The Meaning of Money [DRAFT]

The following essay explores the meaning of money inspired by Modern Monetary Theory [1] and its relevance regarding ecological crises, especially the climate crisis.

1. Assumptions

  1. Money consists of statements about human behaviour in the future.
  2. The value of money depends on the shared belief of a group of humans.
  3. The shared belief is created and regulated by an authority who can apply a form of power to make humans act according to the targeted value of money.
  4. The authority can create money by handing it out to participants of the monetary network on its own terms and, thereby, regulate human behaviour and guide it towards a target.

2. Explanations

2.1 Money as future human behaviour

The value of money is a statement about future human behaviour.

To support this argument one can take away any of these features and see that the value of money will be lost. If there is no future, there are no humans, or human behaviour is not affected by the monetary value, money will loose its value.
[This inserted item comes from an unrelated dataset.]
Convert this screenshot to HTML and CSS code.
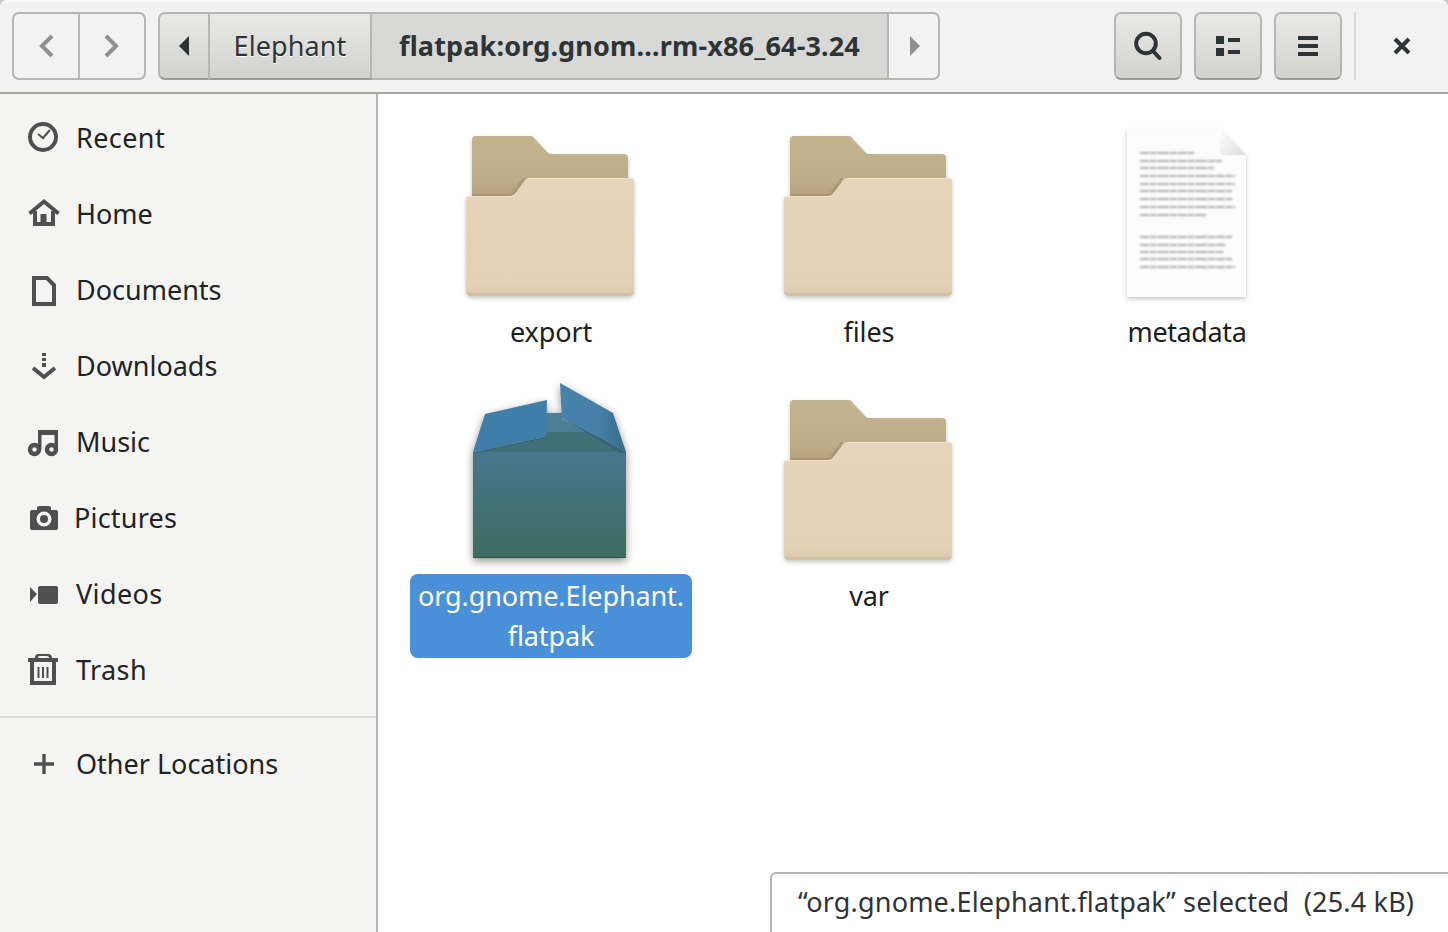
FILE: index.html
```html
<!DOCTYPE html>
<html lang="en">
<head>
    <meta charset="UTF-8">
    <link rel="stylesheet" href="styles.css">
    <title>flatpak:org.gnome.Platform</title>
</head>
<body>
    <!-- shared icon art -->
    <svg class="defs" xmlns="http://www.w3.org/2000/svg">
        <defs>
            <linearGradient id="folderBack" x1="0" y1="0" x2="0" y2="1">
                <stop offset="0" stop-color="#c5b390"/>
                <stop offset="0.6" stop-color="#bfac89"/>
                <stop offset="1" stop-color="#b09a78"/>
            </linearGradient>
            <linearGradient id="folderFront" x1="0" y1="0" x2="0" y2="1">
                <stop offset="0" stop-color="#e6d5bb"/>
                <stop offset="0.9" stop-color="#e3d1b6"/>
                <stop offset="1" stop-color="#ddcaad"/>
            </linearGradient>
            <linearGradient id="boxFront" x1="0" y1="0" x2="0" y2="1">
                <stop offset="0" stop-color="#47768e"/>
                <stop offset="1" stop-color="#3f6c60"/>
            </linearGradient>
            <linearGradient id="flapRight" x1="0" y1="0" x2="1" y2="0">
                <stop offset="0" stop-color="#4682ad"/>
                <stop offset="0.6" stop-color="#457fa6"/>
                <stop offset="1" stop-color="#3b6c85"/>
            </linearGradient>
            <linearGradient id="paperFold" x1="0" y1="0" x2="1" y2="1">
                <stop offset="0" stop-color="#ffffff"/>
                <stop offset="1" stop-color="#dcdcdc"/>
            </linearGradient>
            <symbol id="folder" viewBox="0 0 180 186">
                <path fill="url(#folderBack)" d="M11 22q0-4 4-4H70q2 0 3 2L87 35q1 1 3 1H163q4 0 4 4V90H11Z"/>
                <path fill="#ab9674" d="M11 78H52L64 60H62L50 76H11Z"/>
                <path fill="url(#folderFront)" d="M5 81q0-3 3-3H50q3 0 5-3L64 63q2-3 5-3H170q3 0 3 3V172q0 6-6 6H11q-6 0-6-6Z"/>
                <path fill="#d3c0a2" d="M5 172q0 6 6 6H167q6 0 6-6v-1q0 4-5 4H10q-5 0-5-4Z"/>
                <path fill="#f0e4d0" d="M5 81q0-3 3-3H50q3 0 5-3L64 63q2-3 5-3H170q3 0 3 3v1q0-3-3-3H69q-3 0-5 3L55 76q-2 3-5 3H8q-3 0-3 3Z"/>
            </symbol>
        </defs>
    </svg>

    <div class="window">
        <header class="headerbar">
            <div class="nav-group">
                <button class="nav-btn">
                    <svg width="15" height="24" viewBox="0 0 15 24"><path class="dim-stroke" d="M13 2 3 12 13 22"/></svg>
                </button>
                <button class="nav-btn">
                    <svg class="nudge-icon" width="15" height="24" viewBox="0 0 15 24"><path class="dim-stroke" d="M2 2 12 12 2 22"/></svg>
                </button>
            </div>

            <div class="pathbar">
                <button class="path-btn path-arrow">
                    <svg width="10" height="20" viewBox="0 0 10 20"><path class="dark-fill" d="M10 0V20L0 10Z"/></svg>
                </button>
                <button class="path-btn path-parent">Elephant</button>
                <button class="path-btn path-current">flatpak:org.gnom…rm-x86_64-3.24</button>
                <button class="path-btn path-next">
                    <svg width="10" height="20" viewBox="0 0 10 20"><path class="dim-fill" d="M0 0V20L10 10Z"/></svg>
                </button>
            </div>

            <div class="header-actions">
                <button class="tool-btn">
                    <svg class="nudge-icon" width="32" height="32" viewBox="0 0 32 32"><circle class="dark-stroke" cx="15" cy="13.5" r="9.8"/><path class="dark-stroke round" d="M22 21 28.5 28"/></svg>
                </button>
                <button class="tool-btn">
                    <svg width="32" height="32" viewBox="0 0 32 32"><path class="dark-fill" d="M4 6H12V14H4ZM4 18H12V26H4ZM16 8H28V12H16ZM16 20H28V24H16Z"/></svg>
                </button>
                <button class="tool-btn">
                    <svg width="32" height="32" viewBox="0 0 32 32"><path class="dark-fill" d="M6 6H26V10H6ZM6 14H26V18H6ZM6 22H26V26H6Z"/></svg>
                </button>
                <span class="header-sep"></span>
                <button class="close-btn">
                    <svg width="18" height="18" viewBox="0 0 18 18"><path class="dark-stroke" d="M2 2 16 16M16 2 2 16"/></svg>
                </button>
            </div>
        </header>

        <div class="content">
            <nav class="sidebar">
                <a class="side-row">
                    <svg class="side-icon" viewBox="0 0 32 32"><circle class="side-stroke" cx="15" cy="15" r="13"/><path class="side-thin" d="M10 12 15 16 22 8"/></svg>
                    <span class="wide">Recent</span>
                </a>
                <a class="side-row">
                    <svg class="side-icon" viewBox="0 0 32 32"><path class="side-stroke" d="M1.500 15.500 16 3.500 30.500 15.500"/><path class="side-stroke" d="M7 13V26H25V13"/><path class="side-fill" d="M12.500 16H18.500V27H12.500Z"/></svg>
                    <span>Home</span>
                </a>
                <a class="side-row">
                    <svg class="side-icon" viewBox="0 0 32 32"><path class="side-stroke" d="M6 4H19L26 11V30H6Z"/></svg>
                    <span>Documents</span>
                </a>
                <a class="side-row">
                    <svg class="side-icon" viewBox="0 0 32 32"><path class="side-fill" d="M14 3H18V6H14ZM14 8H18V11H14ZM14 13H18V17H14Z"/><path class="side-stroke" d="M5 18 16 27 27 18"/></svg>
                    <span>Downloads</span>
                </a>
                <a class="side-row">
                    <svg class="side-icon" viewBox="0 0 32 32"><circle class="side-ring" cx="6.500" cy="23.500" r="4.500"/><circle class="side-ring" cx="23.500" cy="23.500" r="4.500"/><path class="side-fill" d="M10 4H30V23H26.500V9H13.500V23H10Z"/></svg>
                    <span>Music</span>
                </a>
                <a class="side-row">
                    <svg class="side-icon" viewBox="0 0 32 32"><path class="side-fill" d="M2 10q0-2 2-2H9V6q0-2 2-2H21q2 0 2 2V8H28q2 0 2 2V26q0 2-2 2H4q-2 0-2-2Z"/><circle cx="16" cy="17" r="7.500" fill="#f4f4f2"/><circle class="side-fill" cx="16" cy="17" r="4"/></svg>
                    <span class="nudge">Pictures</span>
                </a>
                <a class="side-row">
                    <svg class="side-icon" viewBox="0 0 32 32"><path class="side-fill" d="M2 9 9 16 2 24ZM12 8H28q2 0 2 2V24q0 2-2 2H12q-2 0-2-2V10q0-2 2-2Z"/></svg>
                    <span class="wide">Videos</span>
                </a>
                <a class="side-row">
                    <svg class="side-icon" viewBox="0 0 32 32"><path class="side-fill" d="M0 4H7Q7 0 10 0H20Q24 0 24 4H30V8H0ZM10 4H21Q21 2 19 2H11Q10 2 10 4Z"/><path class="side-stroke" d="M4 8V29H26V8"/><path class="side-thin" d="M10.500 13V24M15 13V24M19.500 13V24"/></svg>
                    <span class="wide">Trash</span>
                </a>
                <hr class="side-sep">
                <a class="side-row side-row-other">
                    <svg class="side-icon" viewBox="0 0 32 32"><path class="side-fill" d="M14.300 6H17.700V14.300H26V17.700H17.700V26H14.300V17.700H6V14.300H14.300Z"/></svg>
                    <span>Other Locations</span>
                </a>
            </nav>

            <main class="files">
                <div class="file-grid">
                    <div class="file-item">
                        <svg class="file-icon shadowed"><use href="#folder"/></svg>
                        <div class="file-label">export</div>
                    </div>
                    <div class="file-item">
                        <svg class="file-icon shadowed"><use href="#folder"/></svg>
                        <div class="file-label">files</div>
                    </div>
                    <div class="file-item">
                        <svg class="file-icon shadowed" viewBox="0 0 180 186">
                            <path fill="#fcfcfc" d="M30 11H123L149 37V179H30Z"/>
                            <path fill="url(#paperFold)" d="M123 11 149 37H127Q123 37 123 33Z"/>
                            <g class="doc-lines">
                                <path d="M43 35H97"/><path d="M43 43H125"/><path d="M43 50H117"/>
                                <path d="M43 58H138"/><path d="M43 66H138"/><path d="M43 73H135"/>
                                <path d="M43 81H136"/><path d="M43 89H138"/><path d="M43 97H109"/>
                                <path d="M43 119H135"/><path d="M43 127H129"/><path d="M43 134H126"/>
                                <path d="M43 141H136"/><path d="M43 149H138"/>
                            </g>
                        </svg>
                        <div class="file-label doc-label">metadata</div>
                    </div>
                    <div class="file-item">
                        <svg class="file-icon box-shadowed" viewBox="0 0 180 186">
                            <path fill="#4a7f96" d="M85 31H101V37L130 52H85Z"/>
                            <path fill="#3f7078" d="M85 50H126L165 70H12L85 55Z"/>
                            <path fill="url(#boxFront)" d="M12 70H165V176H12Z"/>
                            <path fill="#2f4f48" d="M12 175H165V176H12Z"/>
                            <path fill="#3f7ea8" d="M12 70 24 32 86 18 85 55Z"/>
                            <path fill="url(#flapRight)" d="M99 1 152 31 165 70 101 36Z"/>
                            <path fill="#35627a" d="M12 71 85 55V56L14 71ZM101 36 165 70 165 71H160Z"/>
                        </svg>
                        <div class="file-label selected">org.gnome.Elephant.<br>flatpak</div>
                    </div>
                    <div class="file-item">
                        <svg class="file-icon shadowed"><use href="#folder"/></svg>
                        <div class="file-label">var</div>
                    </div>
                </div>
                <div class="status-float">“org.gnome.Elephant.flatpak” selected&nbsp; (25.4 kB)</div>
            </main>
        </div>
    </div>
</body>
</html>
```

FILE: styles.css
```css
* {
    box-sizing: border-box;
}

html, body {
    height: 100%;
}

body {
    margin: 0;
    overflow: hidden;
    background: #c8c8c8;
    font-family: "Noto Sans", sans-serif;
    font-size: 27px;
    color: #2e3436;
}

.defs {
    display: block;
    width: 0;
    height: 0;
}

.window {
    display: flex;
    flex-direction: column;
    height: 932px;
    background: #fff;
    border-radius: 8px 8px 0 0;
    overflow: hidden;
}

/* header */
.headerbar {
    display: flex;
    align-items: center;
    height: 94px;
    padding: 10px 0 0 12px;
    background: #f2f2f2;
    border-top: 2px solid #fbfbfb;
    border-bottom: 2px solid #a7a7a1;
    flex-shrink: 0;
}

button {
    display: flex;
    align-items: center;
    justify-content: center;
    margin: 0;
    padding: 0;
    font: inherit;
    color: inherit;
    height: 68px;
}

.nav-group {
    display: flex;
    width: 134px;
    height: 68px;
    margin-bottom: 12px;
    border: 2px solid #b6b6b3;
    border-radius: 7px;
}

.nav-btn {
    flex: 1;
    height: 64px;
    background: none;
    border: none;
}

.nav-btn + .nav-btn {
    border-left: 2px solid #b6b6b3;
}

.nudge-icon {
    margin-right: 2px;
}

.dim-stroke {
    fill: none;
    stroke: #8e9192;
    stroke-width: 4;
}

.dim-fill {
    fill: #8e9192;
}

.dark-fill {
    fill: #2e3436;
}

.dark-stroke {
    fill: none;
    stroke: #2e3436;
    stroke-width: 4;
}

.round {
    stroke-linecap: round;
}

.pathbar {
    display: flex;
    width: 782px;
    height: 68px;
    margin: 0 0 12px 12px;
}

.path-btn {
    padding-bottom: 2px;
    border: 2px solid #b6b6b3;
    border-left: none;
    background: linear-gradient(#e9e9e7, #d2d2cf);
    border-bottom-color: #9c9c94;
    text-shadow: 0 1px 0 #fff;
}

.path-arrow {
    width: 52px;
    padding-bottom: 0;
    border-left: 2px solid #b6b6b3;
    border-radius: 7px 0 0 7px;
}

.path-parent {
    width: 162px;
    letter-spacing: 0.1px;
}

.path-current {
    width: 517px;
    background: #d8d8d6;
    border-bottom-color: #b6b6b3;
    font-weight: 700;
    letter-spacing: 0.15px;
    text-shadow: none;
}

.path-next {
    width: 51px;
    padding: 0 0 0 2px;
    background: #f2f2f2;
    border-bottom-color: #b6b6b3;
    border-radius: 0 7px 7px 0;
}

.header-actions {
    display: flex;
    align-items: center;
    margin: 0 0 12px 174px;
}

.tool-btn {
    width: 68px;
    margin-right: 12px;
    border: 2px solid #b6b6b3;
    border-bottom-color: #9c9c94;
    border-radius: 7px;
    background: linear-gradient(#e9e9e7, #d2d2cf);
}

.tool-btn:nth-child(3) {
    margin-right: 0;
}

.header-sep {
    width: 2px;
    height: 68px;
    margin-left: 12px;
    background: #d9d9d7;
}

.close-btn {
    width: 92px;
    background: none;
    border: none;
}

/* body */
.content {
    display: flex;
    flex: 1;
    min-height: 0;
}

.sidebar {
    width: 378px;
    padding-top: 6px;
    background: #f4f4f2;
    border-right: 2px solid #b6b6b3;
    color: #1f2324;
    flex-shrink: 0;
}

.side-row {
    display: flex;
    align-items: center;
    height: 76px;
    padding-left: 28px;
    gap: 16px;
}

.side-row span {
    margin-top: -2px;
}

.side-row-other {
    height: 92px;
}

.nudge {
    margin-left: -2px;
    letter-spacing: 0.2px;
}

.wide {
    letter-spacing: 0.4px;
}

.side-icon {
    width: 32px;
    height: 32px;
    flex-shrink: 0;
    overflow: visible;
}

.side-stroke {
    fill: none;
    stroke: #4f4f4f;
    stroke-width: 4;
}

.side-ring {
    fill: #f4f4f2;
    stroke: #4f4f4f;
    stroke-width: 4.500;
}

.side-thin {
    fill: none;
    stroke: #4f4f4f;
    stroke-width: 2;
}

.side-fill {
    fill: #4f4f4f;
}

.side-sep {
    height: 2px;
    margin: 8px 0 0;
    border: none;
    background: #dcdcda;
}

.files {
    position: relative;
    flex: 1;
    min-width: 0;
    padding: 24px 0 0 14px;
    background: #fff;
}

.file-grid {
    display: grid;
    grid-template-columns: repeat(3, 318px);
    grid-auto-rows: 264px;
}

.file-item {
    display: flex;
    flex-direction: column;
    align-items: center;
}

.file-icon {
    display: block;
    width: 180px;
    height: 186px;
    margin-bottom: 6px;
    overflow: visible;
}

.shadowed {
    filter: drop-shadow(0 2px 2px rgba(0, 0, 0, 0.22));
}

.box-shadowed {
    filter: drop-shadow(0 3px 4px rgba(0, 0, 0, 0.45));
}

.doc-lines {
    filter: blur(0.9px);
}

.doc-lines path {
    fill: none;
    stroke: #777;
    stroke-width: 2;
    stroke-dasharray: 9 1 6 1 12 1 7 1;
    opacity: 0.6;
}

.file-label {
    min-width: 282px;
    padding: 2px 4px;
    line-height: 40px;
    text-align: center;
    letter-spacing: -0.1px;
    color: #1b1f20;
    border-radius: 8px;
}

.doc-label {
    letter-spacing: -0.4px;
}

.selected {
    background: #4a90d9;
    color: #fff;
}

.status-float {
    position: absolute;
    right: 0;
    bottom: 0;
    width: 678px;
    height: 60px;
    padding: 6px 0 0 26px;
    line-height: 44px;
    letter-spacing: 0.18px;
    white-space: nowrap;
    background: #fff;
    border: 2px solid #b6b6b3;
    border-right: none;
    border-bottom: none;
    border-radius: 6px 0 0 0;
}
```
First, one may argue that the value of money is a statement of past human behaviour, ie the transfer of food from a seller to a buyer or a past service, such as the provision of a hair cut by a  provider to a customer. However, while these past events can serve as an approximation of the current value of money under the assumption of a stable market, the actual value of money, ie non the quantitative value (“numbers of a piece of paper”), but the utility to the money depends on the future time point when the money will be used in a transaction. As an extreme example, one may think of the declining value of money towards the end of one’s life, unless one manages to identify with someone or something else which continues to exist and can benefit from the money.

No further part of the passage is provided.